Still, 44% of voters thinks human activity has a bigger impact on the long-term heating and cooling of the Earth’s atmosphere than solar activity does. Thirty-seven percent (37%) disagree and believe solar activity has a greater impact. Eighteen percent (18%) are not sure.

Gore in a speech last month at the Aspen Institute dismissed critics of global warming, including those who cited solar activity as a warming and cooling factor, with a popular barnyard euphemism. Gore and President Obama, among others, continue to argue that human activity is chiefly to blame and seek major limits on that activity.
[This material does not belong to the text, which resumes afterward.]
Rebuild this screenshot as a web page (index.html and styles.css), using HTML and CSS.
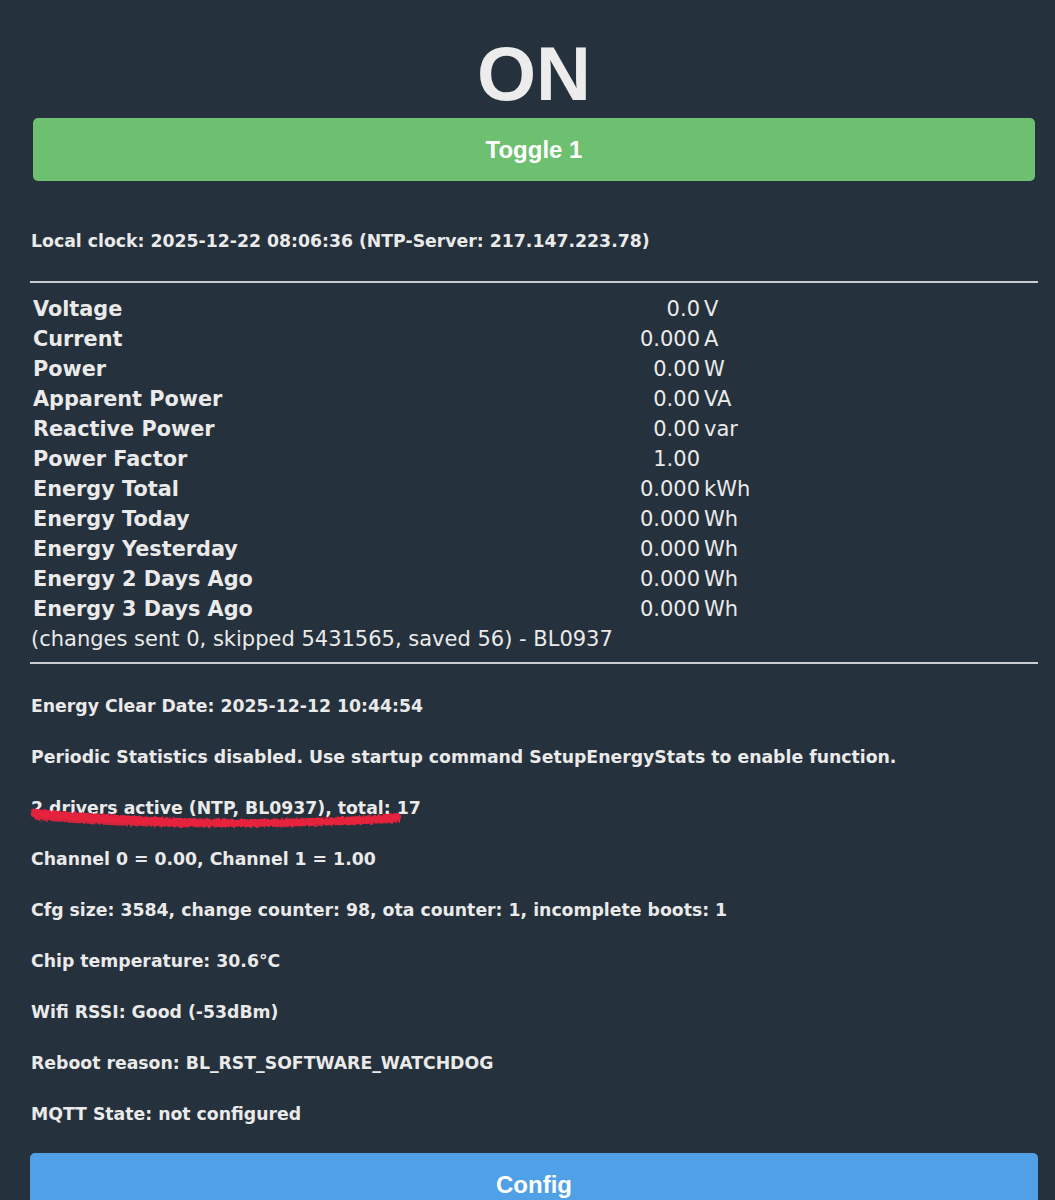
FILE: index.html
```html
<!DOCTYPE html>
<html>
<head>
<meta charset="utf-8">
<link rel="stylesheet" href="styles.css">
</head>
<body>
<main class="page">
  <h1 class="state">ON</h1>
  <button class="btn btn-toggle">Toggle 1</button>
  <p class="info clock">Local clock: 2025-12-22 08:06:36 (NTP-Server: 217.147.223.78)</p>
  <hr class="rule rule-top">
  <div class="readings">
    <div class="label">Voltage</div><div class="value">0.0</div><div class="unit">V</div>
    <div class="label">Current</div><div class="value">0.000</div><div class="unit">A</div>
    <div class="label">Power</div><div class="value">0.00</div><div class="unit">W</div>
    <div class="label">Apparent Power</div><div class="value">0.00</div><div class="unit">VA</div>
    <div class="label">Reactive Power</div><div class="value">0.00</div><div class="unit">var</div>
    <div class="label">Power Factor</div><div class="value">1.00</div><div class="unit"></div>
    <div class="label">Energy Total</div><div class="value">0.000</div><div class="unit">kWh</div>
    <div class="label">Energy Today</div><div class="value">0.000</div><div class="unit">Wh</div>
    <div class="label">Energy Yesterday</div><div class="value">0.000</div><div class="unit">Wh</div>
    <div class="label">Energy 2 Days Ago</div><div class="value">0.000</div><div class="unit">Wh</div>
    <div class="label">Energy 3 Days Ago</div><div class="value">0.000</div><div class="unit">Wh</div>
  </div>
  <div class="changes">(changes sent 0, skipped 5431565, saved 56) - BL0937</div>
  <hr class="rule rule-bottom">
  <p class="info first">Energy Clear Date: 2025-12-12 10:44:54</p>
  <p class="info">Periodic Statistics disabled. Use startup command SetupEnergyStats to enable function.</p>
  <p class="info marked">2 drivers active (NTP, BL0937), total: 17<svg class="scribble" width="380" height="28" viewBox="0 0 380 28" aria-hidden="true"><defs><filter id="rough" x="-5%" y="-50%" width="110%" height="200%"><feTurbulence type="fractalNoise" baseFrequency="0.4" numOctaves="2" seed="4"/><feDisplacementMap in="SourceGraphic" scale="4"/></filter></defs><g filter="url(#rough)" fill="none" stroke="#e5223d" stroke-linecap="round"><path d="M3 7 C 40 10, 90 14, 150 16 S 260 17, 310 15 S 355 11, 366 11" stroke-width="8"/><path d="M6 11 C 60 16, 120 19, 190 18 S 300 16, 365 14" stroke-width="6" opacity="0.9"/></g></svg></p>
  <p class="info">Channel 0 = 0.00, Channel 1 = 1.00</p>
  <p class="info">Cfg size: 3584, change counter: 98, ota counter: 1, incomplete boots: 1</p>
  <p class="info">Chip temperature: 30.6°C</p>
  <p class="info">Wifi RSSI: Good (-53dBm)</p>
  <p class="info">Reboot reason: BL_RST_SOFTWARE_WATCHDOG</p>
  <p class="info">MQTT State: not configured</p>
  <button class="btn btn-config">Config</button>
</main>
</body>
</html>
```

FILE: styles.css
```css
html, body {
  margin: 0;
  padding: 0;
  background: #25313c;
}
body {
  color: #eaeaea;
  font-family: "DejaVu Sans", Verdana, sans-serif;
}
.page {
  padding: 0 17px 0 30px;
  display: flex;
  flex-direction: column;
}
.state {
  margin: 38px 0 0;
  font-family: "Liberation Sans", Arial, sans-serif;
  font-weight: bold;
  font-size: 76px;
  line-height: 72px;
  height: 72px;
  text-align: center;
  color: #ececec;
}
.btn {
  display: block;
  border: none;
  border-radius: 5px;
  color: #ffffff;
  font-family: "Liberation Sans", Arial, sans-serif;
  font-weight: bold;
  font-size: 24px;
  height: 63px;
  padding: 0;
  cursor: pointer;
}
.btn-toggle {
  margin: 8px 3px 0 3px;
  background: #6cc070;
}
.btn-config {
  margin-top: -2px;
  background: #4fa0e6;
  width: 100%;
}
.info {
  font-size: 17.3px;
  line-height: 20px;
  font-weight: bold;
  margin: 0 0 31px 1px;
  white-space: nowrap;
}
.clock {
  margin: 50px 0 0 1px;
}
.rule {
  border: none;
  border-top: 2px solid #c9cdd1;
  margin: 0;
  height: 0;
}
.rule-top {
  margin-top: 30px;
}
.rule-bottom {
  margin-top: 8px;
  margin-bottom: 32px;
}
.readings {
  margin-top: 11px;
  display: grid;
  grid-template-columns: 1fr 100px 334px;
  column-gap: 4px;
  font-size: 21px;
  line-height: 30px;
}
.label {
  font-weight: bold;
  font-size: 20.8px;
  padding-left: 3px;
}
.value {
  text-align: right;
}
.changes {
  font-size: 21px;
  line-height: 30px;
  padding-left: 1px;
}
.marked {
  position: relative;
}
.scribble {
  position: absolute;
  left: 0;
  top: 8px;
}
```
But global warming skeptics have seized on a new study out of Europe that links solar activity to long-term changes in the temperature of the earth’s atmosphere.

Most voters (59%) say global warming is at least a somewhat serious problem.  However, voters over the past three years have been trending away from the belief that human activity is primarily the cause of global warming and have been more inclined to blame planetary trends instead.

The survey of 1,000 Likely Voters was conducted on September 2-3, 2011 by Rasmussen Reports. The margin of sampling error is +/- 3 percentage points with a 95% level of confidence.

A majority of Americans nationwide continues to believe there is significant disagreement about global warming in the scientific community, and most go even further to say some scientists falsify data to support their own beliefs.

Sixty-seven percent (67%) of voters say they have at least somewhat closely followed recent news stories about the possible causes of global warming, although only 23% are following Very Closely.

Men are more inclined than women to believe solar activity has an impact on the long-term temperature of the atmosphere. A plurality (48%) of female voters believes human activity has a bigger impact than solar activity on global warming, while male voters are almost evenly divided on the question.

Sixty-four percent (64%) of Democrats blame human activity more; 52% of Republicans think solar activity is the primary culprit. Voters not affiliated with either party are evenly divided.

Seventy-two percent (72%) of Tea Party voters believe solar activity has a bigger impact on the atmosphere’s long-term temperature. Fifty-two percent (52%) of voters who are not members of the grass roots movement see human activity playing a bigger role.

Sixty-two percent (62%) of the Political Class feel human activity plays a bigger role.  Mainstream voters are almost evenly divided on the question.

With hurricane season in full swing, 41% of American Adults believe global warming is creating climate changes that lead to more extreme weather events.  But that’s down 14 points from June 2008 when 55% felt that way. Forty-three percent (43%) disagree and say global warming is not producing more extreme weather.

In early May as deadly storms were tearing up the South, 51% of Americans thought the severe weather was primarily caused by long-term planetary trends.  Only 19% blamed the extreme weather on human activity.